### Short problem
Take the line containing "Write the React, TypeScript" as the first line and the line containing "type Item = [string, string];" as the last, and output that span verbatim without any images.

### Listed records

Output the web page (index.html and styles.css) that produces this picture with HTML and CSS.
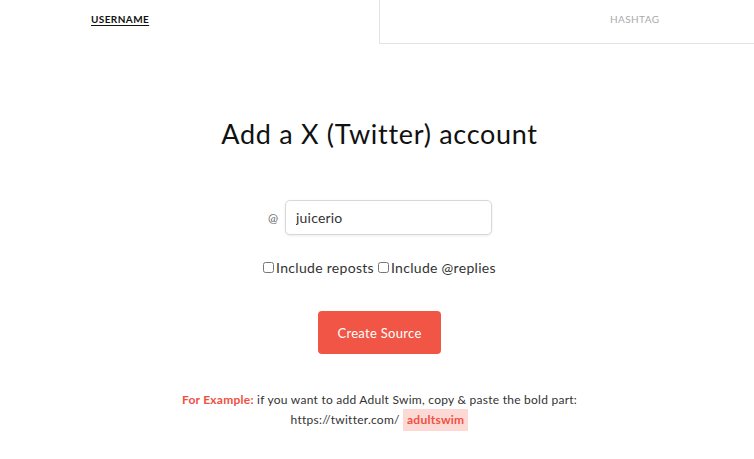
* * *
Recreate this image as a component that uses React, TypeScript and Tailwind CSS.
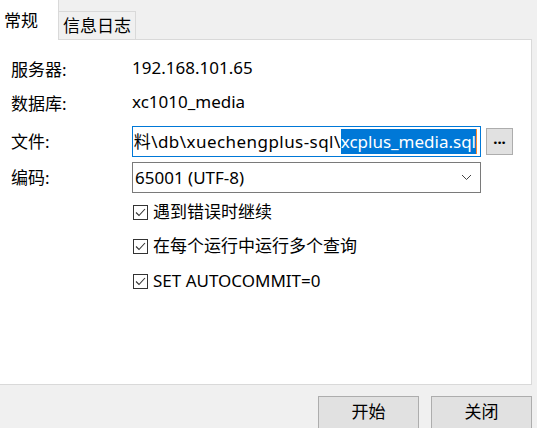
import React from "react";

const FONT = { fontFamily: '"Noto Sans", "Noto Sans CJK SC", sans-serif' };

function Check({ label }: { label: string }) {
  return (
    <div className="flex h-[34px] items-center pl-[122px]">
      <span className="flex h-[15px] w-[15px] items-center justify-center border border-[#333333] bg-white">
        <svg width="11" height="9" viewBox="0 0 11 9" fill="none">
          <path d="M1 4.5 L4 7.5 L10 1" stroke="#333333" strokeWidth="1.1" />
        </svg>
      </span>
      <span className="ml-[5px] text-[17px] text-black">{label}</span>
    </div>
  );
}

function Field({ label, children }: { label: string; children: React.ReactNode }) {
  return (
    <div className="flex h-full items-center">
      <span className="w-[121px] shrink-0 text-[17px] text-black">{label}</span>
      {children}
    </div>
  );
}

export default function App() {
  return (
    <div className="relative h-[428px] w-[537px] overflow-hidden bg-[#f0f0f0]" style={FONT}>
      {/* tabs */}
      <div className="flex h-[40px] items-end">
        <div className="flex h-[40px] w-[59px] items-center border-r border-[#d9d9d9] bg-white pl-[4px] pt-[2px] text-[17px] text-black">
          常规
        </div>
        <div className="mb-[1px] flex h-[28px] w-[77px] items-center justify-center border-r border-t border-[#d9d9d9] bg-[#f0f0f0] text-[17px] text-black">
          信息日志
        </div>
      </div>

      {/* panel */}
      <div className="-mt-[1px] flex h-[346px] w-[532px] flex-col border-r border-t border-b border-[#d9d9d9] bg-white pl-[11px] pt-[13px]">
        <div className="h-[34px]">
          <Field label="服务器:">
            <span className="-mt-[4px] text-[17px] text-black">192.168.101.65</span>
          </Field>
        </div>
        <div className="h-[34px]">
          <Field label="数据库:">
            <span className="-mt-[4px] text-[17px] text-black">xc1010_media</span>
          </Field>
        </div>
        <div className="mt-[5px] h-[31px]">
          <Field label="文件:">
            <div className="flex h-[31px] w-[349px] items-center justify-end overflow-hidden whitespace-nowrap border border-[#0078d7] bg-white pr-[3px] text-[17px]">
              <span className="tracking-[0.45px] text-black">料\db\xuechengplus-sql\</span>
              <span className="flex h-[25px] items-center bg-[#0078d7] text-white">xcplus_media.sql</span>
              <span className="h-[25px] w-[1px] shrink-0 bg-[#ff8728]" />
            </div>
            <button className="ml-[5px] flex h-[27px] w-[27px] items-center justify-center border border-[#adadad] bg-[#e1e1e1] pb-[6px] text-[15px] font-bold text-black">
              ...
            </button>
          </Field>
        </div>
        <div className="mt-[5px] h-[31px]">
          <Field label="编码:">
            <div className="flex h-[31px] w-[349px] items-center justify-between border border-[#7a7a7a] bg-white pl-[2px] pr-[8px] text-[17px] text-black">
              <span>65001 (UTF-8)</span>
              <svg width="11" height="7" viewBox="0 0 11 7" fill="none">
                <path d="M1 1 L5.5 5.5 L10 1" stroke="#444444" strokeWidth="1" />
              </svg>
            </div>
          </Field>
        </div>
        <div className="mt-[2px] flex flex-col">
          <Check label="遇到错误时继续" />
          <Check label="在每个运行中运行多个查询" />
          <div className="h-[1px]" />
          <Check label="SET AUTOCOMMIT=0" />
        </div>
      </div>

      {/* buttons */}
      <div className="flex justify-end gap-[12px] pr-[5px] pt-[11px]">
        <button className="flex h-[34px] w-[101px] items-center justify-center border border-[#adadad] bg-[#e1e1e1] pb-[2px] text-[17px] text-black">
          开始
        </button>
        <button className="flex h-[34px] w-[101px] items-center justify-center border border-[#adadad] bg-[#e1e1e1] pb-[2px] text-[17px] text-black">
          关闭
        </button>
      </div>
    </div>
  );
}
--
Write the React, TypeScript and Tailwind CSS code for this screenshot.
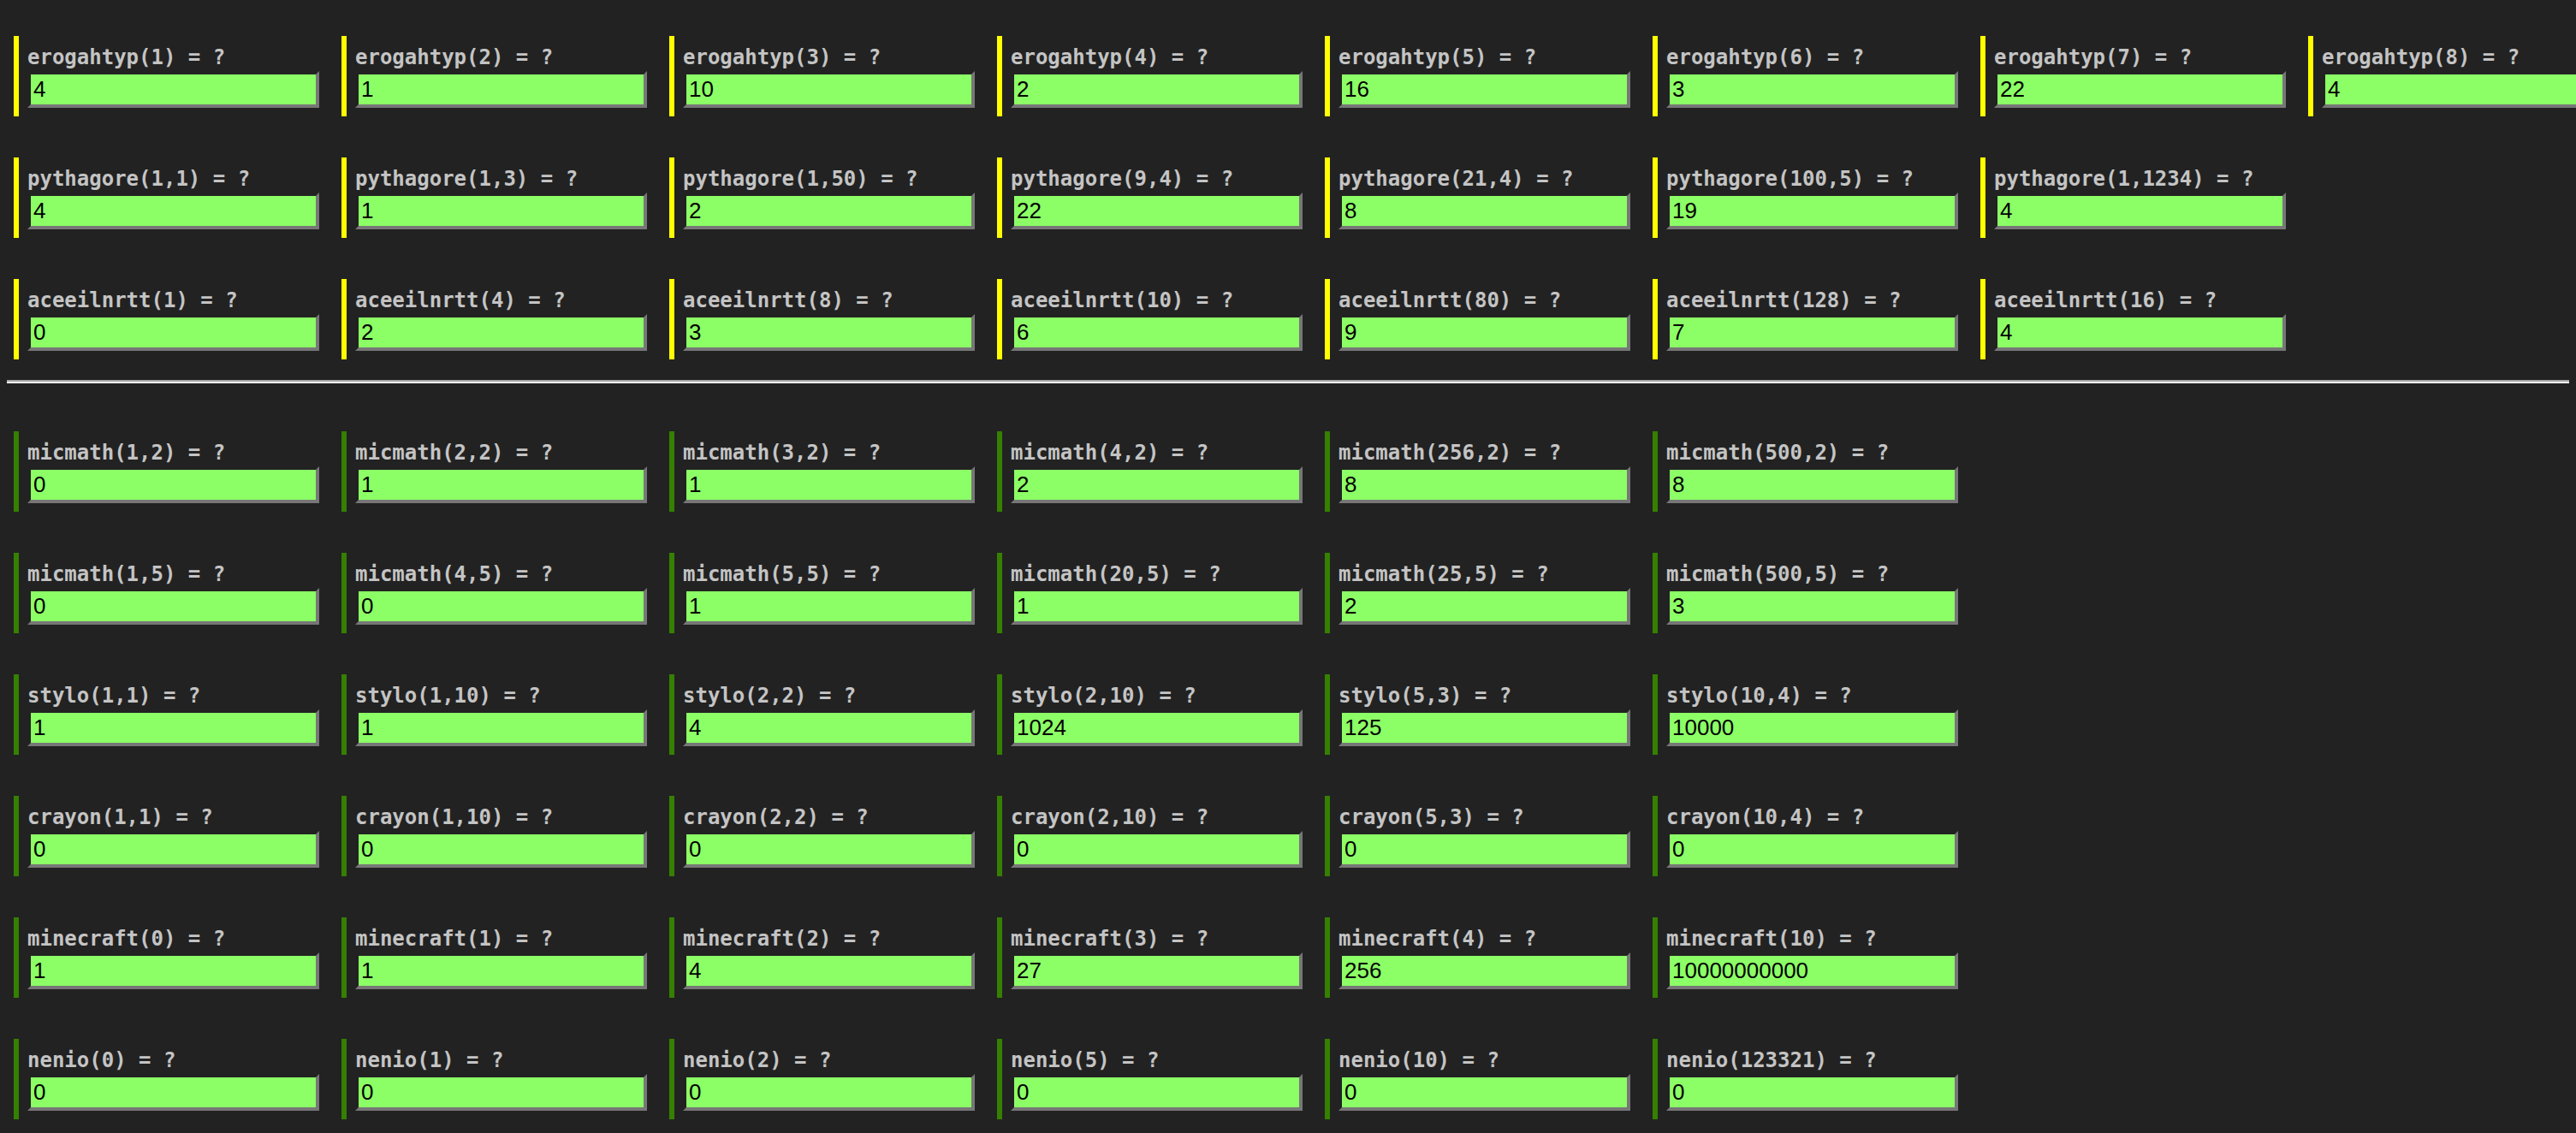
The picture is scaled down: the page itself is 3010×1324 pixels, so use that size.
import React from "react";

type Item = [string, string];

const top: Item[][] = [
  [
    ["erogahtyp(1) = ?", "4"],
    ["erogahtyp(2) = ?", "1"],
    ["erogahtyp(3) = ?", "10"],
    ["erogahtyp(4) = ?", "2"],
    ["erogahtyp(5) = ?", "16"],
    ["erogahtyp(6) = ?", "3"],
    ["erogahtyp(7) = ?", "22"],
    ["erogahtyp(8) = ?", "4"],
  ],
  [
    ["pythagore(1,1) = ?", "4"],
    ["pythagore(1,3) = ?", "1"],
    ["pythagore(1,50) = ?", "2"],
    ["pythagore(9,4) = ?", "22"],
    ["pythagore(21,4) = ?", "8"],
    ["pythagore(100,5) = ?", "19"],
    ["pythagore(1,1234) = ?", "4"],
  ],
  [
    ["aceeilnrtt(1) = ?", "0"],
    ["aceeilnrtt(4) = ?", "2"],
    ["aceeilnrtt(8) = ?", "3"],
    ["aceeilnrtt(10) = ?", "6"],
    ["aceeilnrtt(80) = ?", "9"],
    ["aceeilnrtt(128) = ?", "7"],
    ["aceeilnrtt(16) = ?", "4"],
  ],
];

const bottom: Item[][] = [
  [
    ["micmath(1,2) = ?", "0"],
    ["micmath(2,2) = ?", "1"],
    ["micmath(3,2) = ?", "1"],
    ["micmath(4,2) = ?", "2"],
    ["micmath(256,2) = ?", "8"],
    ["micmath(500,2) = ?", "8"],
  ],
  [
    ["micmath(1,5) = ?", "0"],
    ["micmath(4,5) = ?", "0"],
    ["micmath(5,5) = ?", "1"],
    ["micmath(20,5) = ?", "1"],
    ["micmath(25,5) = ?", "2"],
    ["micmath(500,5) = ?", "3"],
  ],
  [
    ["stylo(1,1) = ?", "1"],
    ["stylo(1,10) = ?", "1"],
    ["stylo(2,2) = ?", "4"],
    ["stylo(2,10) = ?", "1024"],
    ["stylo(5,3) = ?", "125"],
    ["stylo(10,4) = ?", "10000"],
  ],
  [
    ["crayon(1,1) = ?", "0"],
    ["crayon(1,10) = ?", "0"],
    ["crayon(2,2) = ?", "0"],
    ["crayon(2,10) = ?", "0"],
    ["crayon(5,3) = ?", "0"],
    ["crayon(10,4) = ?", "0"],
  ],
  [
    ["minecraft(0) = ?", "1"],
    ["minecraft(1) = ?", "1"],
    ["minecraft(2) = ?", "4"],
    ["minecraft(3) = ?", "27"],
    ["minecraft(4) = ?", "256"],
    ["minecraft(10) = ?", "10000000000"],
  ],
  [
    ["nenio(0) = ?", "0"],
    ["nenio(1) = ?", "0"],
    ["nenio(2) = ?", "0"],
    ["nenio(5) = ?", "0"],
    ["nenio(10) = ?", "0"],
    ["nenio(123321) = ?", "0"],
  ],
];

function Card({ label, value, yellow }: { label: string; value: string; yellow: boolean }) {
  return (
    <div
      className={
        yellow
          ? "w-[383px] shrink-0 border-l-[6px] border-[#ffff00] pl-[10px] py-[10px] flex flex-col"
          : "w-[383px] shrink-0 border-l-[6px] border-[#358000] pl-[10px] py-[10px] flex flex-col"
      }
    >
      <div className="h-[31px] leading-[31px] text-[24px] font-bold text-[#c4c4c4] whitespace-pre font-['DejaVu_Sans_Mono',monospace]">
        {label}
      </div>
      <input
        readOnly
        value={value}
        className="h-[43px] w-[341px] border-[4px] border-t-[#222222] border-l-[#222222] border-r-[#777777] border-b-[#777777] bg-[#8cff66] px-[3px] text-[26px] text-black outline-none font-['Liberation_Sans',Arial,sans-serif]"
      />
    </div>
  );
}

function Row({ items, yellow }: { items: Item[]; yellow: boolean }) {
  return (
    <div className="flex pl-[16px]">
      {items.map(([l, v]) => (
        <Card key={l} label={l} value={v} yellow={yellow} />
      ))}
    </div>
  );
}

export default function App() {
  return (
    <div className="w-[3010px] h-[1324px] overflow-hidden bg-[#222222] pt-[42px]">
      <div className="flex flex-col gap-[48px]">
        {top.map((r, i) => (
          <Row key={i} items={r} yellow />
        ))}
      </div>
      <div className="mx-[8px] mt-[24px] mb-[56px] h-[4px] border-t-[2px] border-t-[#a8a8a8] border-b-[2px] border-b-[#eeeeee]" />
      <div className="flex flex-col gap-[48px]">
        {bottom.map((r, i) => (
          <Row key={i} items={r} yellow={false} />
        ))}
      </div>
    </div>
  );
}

### Answer in full
Write the React, TypeScript and Tailwind CSS code for this screenshot.
The picture is scaled down: the page itself is 3010×1324 pixels, so use that size.
import React from "react";

type Item = [string, string];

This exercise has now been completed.